Defamation is where someone’s reputation is damaged by false statements, either spoken (slander) or written (libel) by another person, entity or organisation. These defendants could include newspapers or other media outlets, or even government. Those false or unsubstantiated statements need to be communicated to one or more third parties. So if, someone says something false to you alone, that is not defamation.
Defamatory communication is communication that is likely to damage your reputation by:
- exposing you to shame, ridicule, hatred or contempt, or
- lowers others’ estimation of you or
- means you are avoided or shunned.
Currently, the law in NSW regarding defamation is set out in the Defamation Act 2005. It no longer specifies a difference between defamatory content which is:
- libellous (in writing or other permanent format, such as images or videos) or
- slanderous (verbally spoken or otherwise transient).
This means that a person can initiate legal proceedings against someone who has made defamatory statements that are either spoken or in writing.
Recently, the NSW Government passed amendments to the Defamation Act 2005. Those changes are yet to take effect.
Just because you do not like what someone has said about you, it doesn’t necessarily mean that you have a claim for defamation.
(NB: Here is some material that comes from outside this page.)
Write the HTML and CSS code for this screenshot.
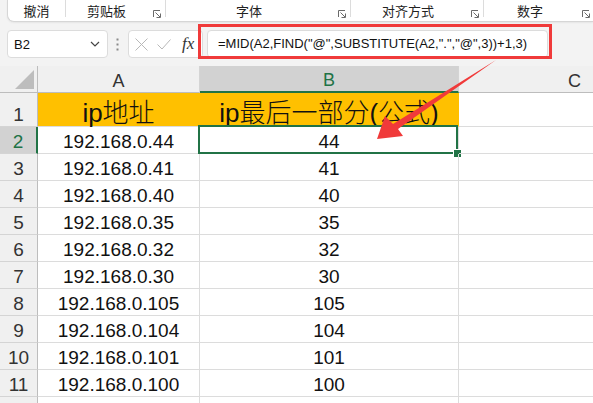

Several factors need to be considered:
- What were the exact words that were said and/or published?
- How widely disseminated was the statement?
- How much, if any, damage have you suffered?
- For a claim in defamation, you do not necessarily need to prove any damage, however, any proof of damage will be extremely helpful in your case.
- Examples of possible damage might include damage to your public image or reputation.
- You might also have suffered financial damage. For example, a loss of a job which was a direct result of the defamatory content.
There are many possible parties that you can sue in a defamation case. They can include the:
- original author;
- person quoted or interviewed;
- TV / radio or other broadcast media; or
- web site owners or social media channels.
Even if you have been vilified by defamatory statements by an individual on social media, such as Facebook or Twitter, you may have recourse to sue for damages. This will depend on the circumstances of your situation as indicated by the factors mentioned above.
O’Brien Criminal and Civil Solicitors have successfully sued for defamation on behalf of many clients, resulting in substantial cash settlements if the defendant chooses not to fight the case, or if we do end up going to court, establishing damages and liability leading to equally substantial awards of money.
The most common defence to defamation is truth. If what is being said/written about you is true then you will not have an action.
The next most common is opinion or comment. If someone calls you a liar then they are asserting a fact and that is defamation. But if someone calls you ugly then they are expressing an opinion and that is not defamation.
The next most common is qualified privilege. This involves a group of people sharing a common interest. If a member of that group shares something with other members for a purpose relevant to the interests of that group then the defence applies. So, if you are a member of an association and someone within that association writes a letter to the association making assertions about you then they may be protected by this privilege.
There is a strict time limit of 12 months from the publication of defamatory content until the time you sue the defendant. It is important to note that this means the date when people are able to read it. If it is a letter in an envelope, then the date the reader opened it. If it is an online article then the date that people read it. If it is a print newspaper then the date the newspaper was available to be read.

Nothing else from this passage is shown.